#### Material shown

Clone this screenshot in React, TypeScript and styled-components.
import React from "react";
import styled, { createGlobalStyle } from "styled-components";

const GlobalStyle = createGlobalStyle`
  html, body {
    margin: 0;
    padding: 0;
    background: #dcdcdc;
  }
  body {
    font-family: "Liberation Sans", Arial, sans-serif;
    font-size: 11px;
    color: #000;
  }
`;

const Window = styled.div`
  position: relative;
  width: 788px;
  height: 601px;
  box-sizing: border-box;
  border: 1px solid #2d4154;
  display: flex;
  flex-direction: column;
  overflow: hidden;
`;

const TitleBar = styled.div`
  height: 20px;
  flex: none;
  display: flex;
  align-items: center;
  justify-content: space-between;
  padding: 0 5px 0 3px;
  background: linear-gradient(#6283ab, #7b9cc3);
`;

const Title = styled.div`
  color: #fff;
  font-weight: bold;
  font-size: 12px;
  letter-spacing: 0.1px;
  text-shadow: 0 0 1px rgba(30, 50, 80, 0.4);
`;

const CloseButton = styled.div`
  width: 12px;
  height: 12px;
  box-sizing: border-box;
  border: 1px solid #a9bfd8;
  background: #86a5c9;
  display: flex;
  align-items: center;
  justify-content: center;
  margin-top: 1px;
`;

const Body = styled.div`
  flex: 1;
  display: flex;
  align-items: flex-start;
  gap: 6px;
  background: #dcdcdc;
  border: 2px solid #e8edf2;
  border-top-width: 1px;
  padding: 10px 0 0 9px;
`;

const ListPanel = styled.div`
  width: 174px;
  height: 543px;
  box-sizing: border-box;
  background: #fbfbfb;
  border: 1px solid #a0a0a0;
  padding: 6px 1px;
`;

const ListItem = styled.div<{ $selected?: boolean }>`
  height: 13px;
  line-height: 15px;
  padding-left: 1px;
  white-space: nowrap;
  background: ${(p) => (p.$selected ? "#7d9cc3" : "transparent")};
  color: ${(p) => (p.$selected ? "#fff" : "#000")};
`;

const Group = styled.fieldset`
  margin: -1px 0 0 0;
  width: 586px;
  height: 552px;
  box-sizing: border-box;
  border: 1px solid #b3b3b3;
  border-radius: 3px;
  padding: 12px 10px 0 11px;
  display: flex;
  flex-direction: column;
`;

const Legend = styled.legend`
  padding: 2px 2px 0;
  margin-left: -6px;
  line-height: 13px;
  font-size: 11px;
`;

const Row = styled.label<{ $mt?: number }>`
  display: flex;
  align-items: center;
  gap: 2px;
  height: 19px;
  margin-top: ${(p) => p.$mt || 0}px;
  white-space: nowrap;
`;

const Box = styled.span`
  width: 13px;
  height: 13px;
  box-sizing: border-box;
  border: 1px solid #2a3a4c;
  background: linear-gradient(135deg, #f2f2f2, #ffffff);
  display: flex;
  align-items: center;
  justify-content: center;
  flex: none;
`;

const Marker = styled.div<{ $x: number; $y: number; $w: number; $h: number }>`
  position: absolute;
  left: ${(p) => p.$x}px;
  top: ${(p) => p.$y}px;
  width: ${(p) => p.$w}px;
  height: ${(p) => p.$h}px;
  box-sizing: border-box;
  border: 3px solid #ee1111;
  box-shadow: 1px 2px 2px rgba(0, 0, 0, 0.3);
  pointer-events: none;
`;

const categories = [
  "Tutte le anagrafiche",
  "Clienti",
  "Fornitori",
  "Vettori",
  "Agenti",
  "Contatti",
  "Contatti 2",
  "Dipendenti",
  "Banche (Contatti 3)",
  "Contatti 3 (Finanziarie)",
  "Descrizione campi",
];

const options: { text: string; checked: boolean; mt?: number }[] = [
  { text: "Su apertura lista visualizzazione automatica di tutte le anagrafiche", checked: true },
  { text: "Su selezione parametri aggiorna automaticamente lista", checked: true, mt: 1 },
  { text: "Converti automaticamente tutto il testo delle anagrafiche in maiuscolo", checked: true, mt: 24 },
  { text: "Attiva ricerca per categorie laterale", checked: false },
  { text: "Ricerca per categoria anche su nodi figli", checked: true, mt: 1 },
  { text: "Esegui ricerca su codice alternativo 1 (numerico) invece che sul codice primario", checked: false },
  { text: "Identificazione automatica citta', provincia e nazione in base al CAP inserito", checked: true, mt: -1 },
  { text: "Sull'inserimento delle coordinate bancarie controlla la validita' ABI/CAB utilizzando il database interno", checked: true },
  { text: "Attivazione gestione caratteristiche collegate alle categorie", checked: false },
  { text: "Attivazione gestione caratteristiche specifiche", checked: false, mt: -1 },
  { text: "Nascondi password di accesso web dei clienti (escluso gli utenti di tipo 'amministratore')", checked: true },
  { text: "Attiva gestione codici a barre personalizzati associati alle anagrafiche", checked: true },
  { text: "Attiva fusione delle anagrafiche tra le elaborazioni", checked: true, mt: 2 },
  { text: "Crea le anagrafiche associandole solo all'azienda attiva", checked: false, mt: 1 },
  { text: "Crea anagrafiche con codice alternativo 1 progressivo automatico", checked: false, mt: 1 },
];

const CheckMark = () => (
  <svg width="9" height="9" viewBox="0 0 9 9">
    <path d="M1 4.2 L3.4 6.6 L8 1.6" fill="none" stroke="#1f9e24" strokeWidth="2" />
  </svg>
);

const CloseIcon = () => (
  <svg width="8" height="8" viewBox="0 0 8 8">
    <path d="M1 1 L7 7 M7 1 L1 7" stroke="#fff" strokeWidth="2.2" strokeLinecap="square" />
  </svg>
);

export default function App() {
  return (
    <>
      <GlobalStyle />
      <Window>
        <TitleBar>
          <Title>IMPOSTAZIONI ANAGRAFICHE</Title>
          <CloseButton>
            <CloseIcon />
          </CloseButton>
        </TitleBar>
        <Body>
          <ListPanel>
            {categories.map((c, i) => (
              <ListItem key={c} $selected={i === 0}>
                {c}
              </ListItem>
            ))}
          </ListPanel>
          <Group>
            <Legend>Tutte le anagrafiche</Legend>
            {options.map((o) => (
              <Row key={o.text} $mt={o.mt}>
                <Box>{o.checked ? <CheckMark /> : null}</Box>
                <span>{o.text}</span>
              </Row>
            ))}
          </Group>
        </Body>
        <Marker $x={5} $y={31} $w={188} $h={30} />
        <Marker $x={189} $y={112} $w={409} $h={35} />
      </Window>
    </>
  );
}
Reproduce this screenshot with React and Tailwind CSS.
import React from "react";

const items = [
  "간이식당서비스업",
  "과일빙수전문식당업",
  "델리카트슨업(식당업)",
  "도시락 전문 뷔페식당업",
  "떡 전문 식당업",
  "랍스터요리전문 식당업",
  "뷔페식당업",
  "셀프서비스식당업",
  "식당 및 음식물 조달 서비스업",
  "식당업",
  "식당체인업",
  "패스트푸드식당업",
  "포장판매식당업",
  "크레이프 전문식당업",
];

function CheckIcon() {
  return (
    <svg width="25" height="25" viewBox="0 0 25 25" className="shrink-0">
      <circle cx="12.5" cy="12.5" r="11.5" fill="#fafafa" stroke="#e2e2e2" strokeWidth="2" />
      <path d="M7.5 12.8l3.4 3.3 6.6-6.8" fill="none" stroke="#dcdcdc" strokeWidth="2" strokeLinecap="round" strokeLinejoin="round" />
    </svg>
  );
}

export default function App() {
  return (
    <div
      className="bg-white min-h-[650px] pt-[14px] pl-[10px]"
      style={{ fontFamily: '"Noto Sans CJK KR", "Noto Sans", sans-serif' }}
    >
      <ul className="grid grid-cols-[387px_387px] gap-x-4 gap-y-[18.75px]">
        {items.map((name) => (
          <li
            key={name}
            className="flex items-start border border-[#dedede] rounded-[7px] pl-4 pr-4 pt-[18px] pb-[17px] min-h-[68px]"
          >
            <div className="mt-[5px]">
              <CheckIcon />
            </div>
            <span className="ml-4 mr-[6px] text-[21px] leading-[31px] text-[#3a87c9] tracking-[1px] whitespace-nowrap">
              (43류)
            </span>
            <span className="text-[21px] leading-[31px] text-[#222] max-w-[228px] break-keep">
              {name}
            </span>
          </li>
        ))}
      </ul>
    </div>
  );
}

########
#### Material shown

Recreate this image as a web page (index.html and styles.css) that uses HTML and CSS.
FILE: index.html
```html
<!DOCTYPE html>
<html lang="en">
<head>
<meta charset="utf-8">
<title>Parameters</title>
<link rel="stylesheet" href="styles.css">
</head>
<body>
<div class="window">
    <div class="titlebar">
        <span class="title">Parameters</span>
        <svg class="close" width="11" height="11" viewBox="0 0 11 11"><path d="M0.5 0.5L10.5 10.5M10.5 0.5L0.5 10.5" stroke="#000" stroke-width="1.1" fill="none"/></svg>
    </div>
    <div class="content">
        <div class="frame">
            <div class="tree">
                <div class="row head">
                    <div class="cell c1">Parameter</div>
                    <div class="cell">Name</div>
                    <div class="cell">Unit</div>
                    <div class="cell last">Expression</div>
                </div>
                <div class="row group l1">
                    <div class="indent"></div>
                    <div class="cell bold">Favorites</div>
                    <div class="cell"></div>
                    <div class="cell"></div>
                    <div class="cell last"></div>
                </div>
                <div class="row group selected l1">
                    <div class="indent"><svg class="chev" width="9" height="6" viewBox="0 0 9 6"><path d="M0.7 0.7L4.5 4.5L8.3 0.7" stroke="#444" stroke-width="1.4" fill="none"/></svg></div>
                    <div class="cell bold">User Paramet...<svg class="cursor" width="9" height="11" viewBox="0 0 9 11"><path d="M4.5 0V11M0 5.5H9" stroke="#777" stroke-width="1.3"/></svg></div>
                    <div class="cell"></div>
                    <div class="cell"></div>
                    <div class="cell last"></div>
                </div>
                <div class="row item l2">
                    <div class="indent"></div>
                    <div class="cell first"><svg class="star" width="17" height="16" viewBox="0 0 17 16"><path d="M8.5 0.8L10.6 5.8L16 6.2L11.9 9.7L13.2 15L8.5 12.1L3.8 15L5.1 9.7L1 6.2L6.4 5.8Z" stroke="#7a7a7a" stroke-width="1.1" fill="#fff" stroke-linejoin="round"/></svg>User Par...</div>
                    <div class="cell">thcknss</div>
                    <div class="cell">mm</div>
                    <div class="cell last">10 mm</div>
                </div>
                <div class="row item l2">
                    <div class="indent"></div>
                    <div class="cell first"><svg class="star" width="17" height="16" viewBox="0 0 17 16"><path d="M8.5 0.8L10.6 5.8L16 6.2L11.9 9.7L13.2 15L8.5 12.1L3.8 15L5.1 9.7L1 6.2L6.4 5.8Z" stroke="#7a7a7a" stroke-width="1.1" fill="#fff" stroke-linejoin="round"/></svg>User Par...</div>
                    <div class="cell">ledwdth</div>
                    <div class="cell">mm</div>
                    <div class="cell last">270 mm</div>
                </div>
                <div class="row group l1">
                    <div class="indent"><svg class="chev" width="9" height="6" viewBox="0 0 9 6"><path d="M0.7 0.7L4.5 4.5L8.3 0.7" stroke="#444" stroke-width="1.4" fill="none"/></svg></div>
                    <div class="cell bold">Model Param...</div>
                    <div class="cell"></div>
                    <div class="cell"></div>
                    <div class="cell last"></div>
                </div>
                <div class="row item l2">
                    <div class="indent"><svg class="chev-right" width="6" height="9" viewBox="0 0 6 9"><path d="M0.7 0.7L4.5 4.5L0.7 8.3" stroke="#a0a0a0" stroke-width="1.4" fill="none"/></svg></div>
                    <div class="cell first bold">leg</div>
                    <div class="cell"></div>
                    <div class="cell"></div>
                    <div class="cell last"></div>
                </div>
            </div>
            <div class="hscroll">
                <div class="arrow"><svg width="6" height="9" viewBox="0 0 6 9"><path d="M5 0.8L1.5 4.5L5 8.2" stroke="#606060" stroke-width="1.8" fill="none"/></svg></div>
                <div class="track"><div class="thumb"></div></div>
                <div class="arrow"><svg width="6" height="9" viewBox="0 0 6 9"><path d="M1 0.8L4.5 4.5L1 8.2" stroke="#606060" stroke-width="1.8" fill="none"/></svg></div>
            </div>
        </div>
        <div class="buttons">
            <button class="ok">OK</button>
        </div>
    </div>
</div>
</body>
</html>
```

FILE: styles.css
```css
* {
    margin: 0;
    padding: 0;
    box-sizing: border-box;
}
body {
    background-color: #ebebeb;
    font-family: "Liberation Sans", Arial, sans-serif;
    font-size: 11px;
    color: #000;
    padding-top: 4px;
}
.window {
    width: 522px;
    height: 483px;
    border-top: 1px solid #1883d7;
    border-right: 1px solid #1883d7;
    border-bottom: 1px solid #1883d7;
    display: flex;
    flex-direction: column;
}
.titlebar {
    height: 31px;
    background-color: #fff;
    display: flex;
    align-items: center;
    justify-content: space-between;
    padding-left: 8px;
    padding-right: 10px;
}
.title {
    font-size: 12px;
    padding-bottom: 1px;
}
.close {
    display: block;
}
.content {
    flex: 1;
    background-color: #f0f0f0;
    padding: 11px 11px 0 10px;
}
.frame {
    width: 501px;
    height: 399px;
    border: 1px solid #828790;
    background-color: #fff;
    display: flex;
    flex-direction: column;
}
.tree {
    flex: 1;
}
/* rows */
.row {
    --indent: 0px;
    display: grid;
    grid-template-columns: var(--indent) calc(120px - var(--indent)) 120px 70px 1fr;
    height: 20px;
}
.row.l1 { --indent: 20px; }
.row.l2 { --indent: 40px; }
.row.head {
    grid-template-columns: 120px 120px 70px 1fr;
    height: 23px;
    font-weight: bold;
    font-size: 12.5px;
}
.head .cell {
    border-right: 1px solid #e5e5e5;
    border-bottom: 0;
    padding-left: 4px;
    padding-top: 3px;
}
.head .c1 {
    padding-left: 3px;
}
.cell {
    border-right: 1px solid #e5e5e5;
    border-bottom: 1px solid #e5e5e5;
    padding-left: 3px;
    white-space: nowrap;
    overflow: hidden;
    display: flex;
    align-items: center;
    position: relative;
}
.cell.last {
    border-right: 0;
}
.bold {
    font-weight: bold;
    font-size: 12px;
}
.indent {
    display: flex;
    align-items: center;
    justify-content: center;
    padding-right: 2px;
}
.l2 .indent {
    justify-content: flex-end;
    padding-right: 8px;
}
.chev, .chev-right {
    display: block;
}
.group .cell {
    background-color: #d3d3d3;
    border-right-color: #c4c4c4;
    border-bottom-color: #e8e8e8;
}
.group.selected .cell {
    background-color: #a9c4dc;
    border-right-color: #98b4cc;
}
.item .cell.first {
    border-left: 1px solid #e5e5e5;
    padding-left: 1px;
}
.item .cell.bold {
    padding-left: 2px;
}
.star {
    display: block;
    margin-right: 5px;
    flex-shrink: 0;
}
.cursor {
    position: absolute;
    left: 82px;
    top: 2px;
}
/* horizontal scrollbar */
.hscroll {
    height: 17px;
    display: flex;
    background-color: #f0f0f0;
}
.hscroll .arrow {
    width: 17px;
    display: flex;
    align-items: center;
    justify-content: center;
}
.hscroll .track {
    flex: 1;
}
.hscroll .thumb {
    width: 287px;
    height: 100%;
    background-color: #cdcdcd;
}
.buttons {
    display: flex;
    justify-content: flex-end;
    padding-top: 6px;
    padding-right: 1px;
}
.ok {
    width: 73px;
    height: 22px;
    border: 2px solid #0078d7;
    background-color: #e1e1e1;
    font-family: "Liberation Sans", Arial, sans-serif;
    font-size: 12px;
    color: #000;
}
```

########

**Problem to work on**
Find the string "components" in the listing and return every line that holds it.

**Output below**
Clone this screenshot in React, TypeScript and styled-components.
import styled, { createGlobalStyle } from "styled-components";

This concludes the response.